Инстинкт репортера предполагает особое чувство сенсации. То, что для нормального трезвого человека - однообразные будни, для него - вместилище невероятных событий и чудесных явлений. Не скажу, что у моего друга Церковера было четкое мировоззрение, у него было мироощущение, позволявшее воспринимать будни увлеченно и радостно. Он не лакировал действительность и не предавался ее обличению (хотя умел писать ядовито и остро). Как истинный шестидесятник, он ее романтизировал. В его репортажах любая обыденная работа и служба - официантов, таксистов, морских пехотинцев, полярников - представала не просто общественно важной, но и захватывающе интересной.
Однажды Церковер написал недельскую колонку редактора под заголовком "Мальчишкой до седых волос". Это было жизненное кредо автора, над которым я позволил себе тогда слегка поиронизировать. Теперь стыжусь своих насмешек. Потому что он и впрямь, несмотря на все свои странствия, слабости и удары судьбы, оставался мальчишкой, которого жизнь манила интригой, авантюрной, как морское плавание, и непредсказуемой, как футбольный матч. И само собою праздничной, как театральная премьера.
Даже начитанность его (очень, кстати, немалая) была отчасти мальчишеская, происходившая из дворового детства военной поры: любимыми его писателями всю жизнь оставались Дюма, Жюль Верн, Диккенс, Конан Дойль, Джером К. Джером.
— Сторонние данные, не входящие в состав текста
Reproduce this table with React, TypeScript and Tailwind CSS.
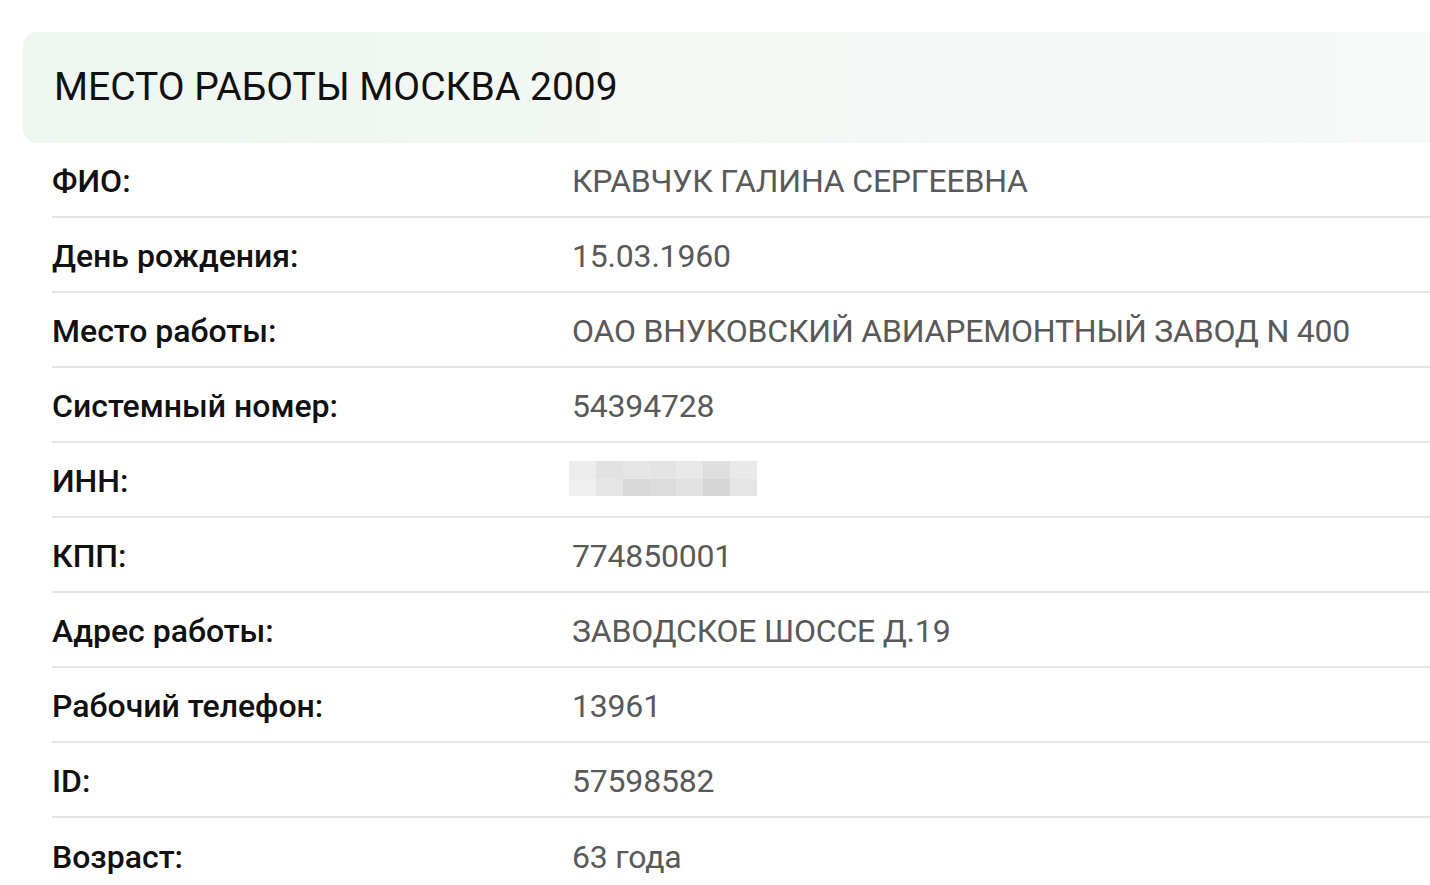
import React from "react";

const rows: { label: string; value: string | null }[] = [
  { label: "ФИО:", value: "КРАВЧУК ГАЛИНА СЕРГЕЕВНА" },
  { label: "День рождения:", value: "15.03.1960" },
  { label: "Место работы:", value: "ОАО ВНУКОВСКИЙ АВИАРЕМОНТНЫЙ ЗАВОД N 400" },
  { label: "Системный номер:", value: "54394728" },
  { label: "ИНН:", value: null },
  { label: "КПП:", value: "774850001" },
  { label: "Адрес работы:", value: "ЗАВОДСКОЕ ШОССЕ Д.19" },
  { label: "Рабочий телефон:", value: "13961" },
  { label: "ID:", value: "57598582" },
  { label: "Возраст:", value: "63 года" },
];

// pixelated placeholder for hidden value
const blurTop = ["#ececec", "#e2e2e2", "#e6e6e6", "#e4e4e4", "#e8e8e8", "#dedede", "#e9e9e9"];
const blurBottom = ["#efefef", "#e6e6e6", "#d9d9d9", "#dcdcdc", "#e1e1e1", "#d6d6d6", "#e5e5e5"];

function Blurred() {
  return (
    <div className="flex flex-col w-[188px] h-[35px] -ml-[3px] -mt-[5px]">
      <div className="flex flex-1">
        {blurTop.map((c, i) => (
          <div key={i} className="flex-1" style={{ background: c }} />
        ))}
      </div>
      <div className="flex flex-1">
        {blurBottom.map((c, i) => (
          <div key={i} className="flex-1" style={{ background: c }} />
        ))}
      </div>
    </div>
  );
}

export default function App() {
  return (
    <div className="min-h-screen bg-white overflow-hidden font-['Roboto',_'Liberation_Sans',_sans-serif]">
      <div className="pt-8 pl-[23px]">
        {/* Header card */}
        <div className="h-[111px] w-[1440px] rounded-l-[14px] bg-gradient-to-r from-[#edf6f0] via-[#f4f8f5] to-[#f7f8f8] flex items-center pl-[31px]">
          <h1 className="text-[39px] leading-none text-[#111] tracking-[0px]">МЕСТО РАБОТЫ МОСКВА 2009</h1>
        </div>

        {/* Rows */}
        <div className="pl-[29px]">
          {rows.map((r, i) => (
            <div
              key={r.label}
              className={
                "flex items-center h-[75px] pt-[3px] " +
                (i < rows.length - 1 ? "border-b-2 border-[#e5e5e5]" : "")
              }
            >
              <div className="w-[520px] text-[32px] leading-none font-medium text-[#111]">{r.label}</div>
              <div className="text-[32px] leading-none text-[#595959] tracking-[-0.2px]">
                {r.value === null ? <Blurred /> : r.value}
              </div>
            </div>
          ))}
        </div>
      </div>
    </div>
  );
}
Чистая радость бытия, выдумка, украшающая реальность, игра слов, возбуждающая дух и фантазию.
Эдуарда Церковера можно без преувеличений назвать классиком интервью, во многом возродившим этот жанр в советской прессе. До середины шестидесятых он существовал в рамках чисто протокольной беседы, в которой полагалось визировать каждое слово. Эдик превратил его в занимательную пьесу, почти в спектакль, со своей завязкой, кульминацией, с остроумными репликами и неожиданным финалом.
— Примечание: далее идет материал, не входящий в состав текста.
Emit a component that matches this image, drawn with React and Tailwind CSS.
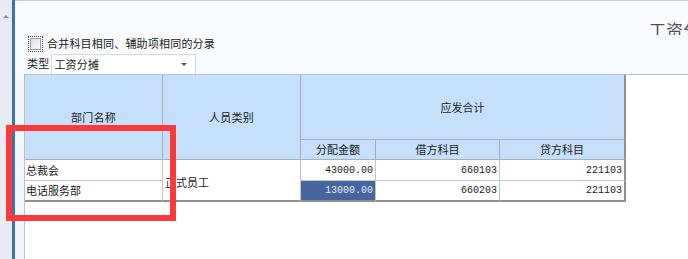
const cjk = { fontFamily: '"Noto Sans CJK SC", "Microsoft YaHei", sans-serif' };

export default function App() {
  const head = 'bg-[#c6e0fb] border-r border-b border-[#a6b0bc] flex items-center justify-center';
  const cell = 'bg-white border-r border-b border-[#c4c4c4] flex items-center';
  const num = 'font-["Liberation_Mono",monospace] text-[10px] justify-end pr-[2px] text-[#222]';

  return (
    <div
      className="relative w-[688px] h-[259px] flex overflow-hidden bg-[#f9fafd] text-[11px] text-[#1a1a1a]"
      style={cjk}
    >
      {/* left scroll strip */}
      <div className="w-[12px] h-full bg-[#e8ecf1] pt-[15px] flex justify-center">
        <div className="w-0 h-0 border-l-[3px] border-r-[3px] border-b-[3px] border-l-transparent border-r-transparent border-b-[#8a9098]" />
      </div>
      <div className="w-[3px] h-full bg-[#4070b4]" />

      <div className="flex-1 flex flex-col border-t border-[#c3cad3] min-w-0">
        {/* title */}
        <div className="h-[34px] pl-[634px] pt-[20px] whitespace-nowrap overflow-hidden">
          <span className="text-[17px] leading-[17px] text-[#4e4e4e]">工资分摊</span>
        </div>

        {/* checkbox row */}
        <div className="h-[18px] flex items-center pl-[13px] gap-[4px]">
          <div className="w-[15px] h-[16px] border border-dotted border-[#444] p-[1px]">
            <div className="w-full h-full border border-[#9aa0a8] bg-gradient-to-br from-[#d8dce1] to-white" />
          </div>
          <span className="leading-none tracking-[0.2px] -mt-[2px]">合并科目相同、辅助项相同的分录</span>
        </div>

        {/* type row */}
        <div className="h-[21px] flex items-end pl-[12px]">
          <span className="leading-[19px] mb-[1px] tracking-[0.2px]">类型</span>
          <div className="ml-[2px] w-[145px] h-[20px] bg-white border border-b-0 border-[#d6dbe2] flex items-center pl-[2px] pr-[8px]">
            <span className="flex-1 tracking-[0.2px]">工资分摊</span>
            <div className="w-0 h-0 border-l-[3px] border-r-[3px] border-t-[3px] border-l-transparent border-r-transparent border-t-[#555]" />
          </div>
        </div>

        {/* grid area */}
        <div className="flex-1 flex">
          <div className="w-[9px] bg-[#f5f7fb]" />
          <div className="flex-1 bg-white border-l border-t border-[#b8c0ca]">
            <div className="grid grid-cols-[138px_138px_75px_124px_126px] grid-rows-[65px_20px_21px_21px] w-max">
              <div className={`${head} row-span-2 tracking-[0.2px]`}>部门名称</div>
              <div className={`${head} row-span-2 tracking-[0.2px]`}>人员类别</div>
              <div className={`${head} col-span-3 border-r-2 border-r-[#909090]`}>应发合计</div>
              <div className={head}>分配金额</div>
              <div className={head}>借方科目</div>
              <div className={`${head} border-r-2 border-r-[#909090]`}>贷方科目</div>

              <div className={`${cell} pl-[1px]`}>总裁会</div>
              <div className={`${cell} row-span-2 pl-[2px] pt-[4px] border-b-2 border-b-[#8f8f8f]`}>正式员工</div>
              <div className={`${cell} ${num}`}>43000.00</div>
              <div className={`${cell} ${num}`}>660103</div>
              <div className={`${cell} ${num} border-r-2 border-r-[#909090]`}>221103</div>

              <div className={`${cell} pl-[1px] border-b-2 border-b-[#8f8f8f]`}>电话服务部</div>
              <div className={`${cell} ${num} !bg-[#4565a0] !text-[#e6ecf8] border-b-2 border-b-[#8f8f8f]`}>13000.00</div>
              <div className={`${cell} ${num} border-b-2 border-b-[#8f8f8f]`}>660203</div>
              <div className={`${cell} ${num} border-b-2 border-b-[#8f8f8f] border-r-2 border-r-[#909090]`}>221103</div>
            </div>
          </div>
        </div>
      </div>

      {/* red annotation box */}
      <div className="absolute left-[6px] top-[125px] w-[170px] h-[96px] border-[6px] border-[#fd3a3a]" />
    </div>
  );
}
Нет сомнений, ему и в зрелые годы, как в журналистской юности, льстило общение с известными людьми, которых он приглашал в придуманную им недельскую рубрику "Гость 13 страницы". Однако это не было пустым тщеславием нынешних светских хроникеров. Знаменитости и звезды волновали его не регалиями, не званиями и уж тем более не бриллиантовым блеском, а своей человеческой сутью, до которой ему всегда хотелось докопаться. Подозреваю, что некоторые из них под его пером выглядели даже более значительными и глубокими личностями, нежели их привыкли воспринимать. Эдуард, опять же как мальчик, влюблялся в своих "гостей". И они - Татьяна Доронина, Никита Симонян, Илья Глазунов - отвечали сердечной привязанностью и дружбой. Вот уж действительно понимали, что он в них ценит их искусство, творчество, талант.
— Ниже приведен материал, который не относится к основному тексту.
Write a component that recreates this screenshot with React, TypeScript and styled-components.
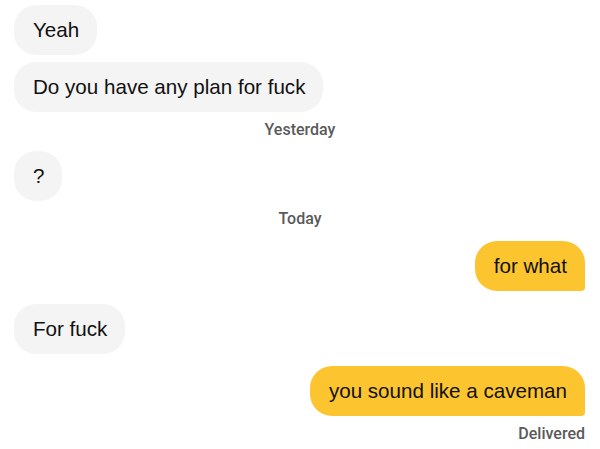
import React from "react";
import styled, { createGlobalStyle } from "styled-components";

type Item =
  | { kind: "msg"; from: "them" | "me"; text: string; gap: number }
  | { kind: "stamp"; text: string; gap: number; align: "center" | "right" };

const items: Item[] = [
  { kind: "msg", from: "them", text: "Yeah", gap: 5 },
  { kind: "msg", from: "them", text: "Do you have any plan for fuck", gap: 7 },
  { kind: "stamp", text: "Yesterday", gap: 8, align: "center" },
  { kind: "msg", from: "them", text: "?", gap: 12 },
  { kind: "stamp", text: "Today", gap: 8, align: "center" },
  { kind: "msg", from: "me", text: "for what", gap: 13 },
  { kind: "msg", from: "them", text: "For fuck", gap: 13 },
  { kind: "msg", from: "me", text: "you sound like a caveman", gap: 12 },
  { kind: "stamp", text: "Delivered", gap: 8, align: "right" },
];

const GlobalStyle = createGlobalStyle`
  html, body {
    margin: 0;
    padding: 0;
    background: #ffffff;
  }
  body {
    font-family: "Liberation Sans", Arial, sans-serif;
    -webkit-font-smoothing: antialiased;
  }
`;

const Thread = styled.div`
  width: 600px;
  height: 449px;
  box-sizing: border-box;
  padding: 0 15px 0 14px;
  display: flex;
  flex-direction: column;
  overflow: hidden;
`;

const Bubble = styled.div<{ $me: boolean; $gap: number }>`
  align-self: ${(p) => (p.$me ? "flex-end" : "flex-start")};
  margin-top: ${(p) => p.$gap}px;
  padding: 13px 18px 13px 19px;
  font-size: 20.6px;
  line-height: 24px;
  color: #111111;
  background: ${(p) => (p.$me ? "#fcc42e" : "#f4f4f4")};
  border-radius: ${(p) => (p.$me ? "22px 22px 4px 22px" : "22px")};
  white-space: nowrap;
`;

const Stamp = styled.div<{ $align: "center" | "right"; $gap: number }>`
  margin-top: ${(p) => p.$gap}px;
  text-align: ${(p) => p.$align};
  padding-left: ${(p) => (p.$align === "center" ? "1px" : "0")};
  font-family: Roboto, "Liberation Sans", sans-serif;
  font-size: 16px;
  line-height: 19px;
  font-weight: 500;
  color: #5a5a5a;
`;

export default function App() {
  return (
    <>
      <GlobalStyle />
      <Thread>
        {items.map((it, i) =>
          it.kind === "msg" ? (
            <Bubble key={i} $me={it.from === "me"} $gap={it.gap}>
              {it.text}
            </Bubble>
          ) : (
            <Stamp key={i} $align={it.align} $gap={it.gap}>
              {it.text}
            </Stamp>
          )
        )}
      </Thread>
    </>
  );
}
...В лучшие годы Церковера репортерам иной раз доставались отдельные кабинеты, но сходились они все равно в какой-нибудь общей комнате, чтобы делиться новостями, сплетничать, хохмить, слегка злословить по адресу начальства и своих героев. Куда бы, однако, ни заводил этот непочтительный репортерский треп, иной раз в классических богемных обстоятельствах, - он неизменно превращался в некий неформальный творческий семинар, в обкатку честолюбивых замыслов и задумок, в обсуждение "ходов" и "поворотов". Писать, да и жить без поворотов и ходов считалось непростительным казенным занудством. Во многом под творческим влиянием Эдуарда Церковера.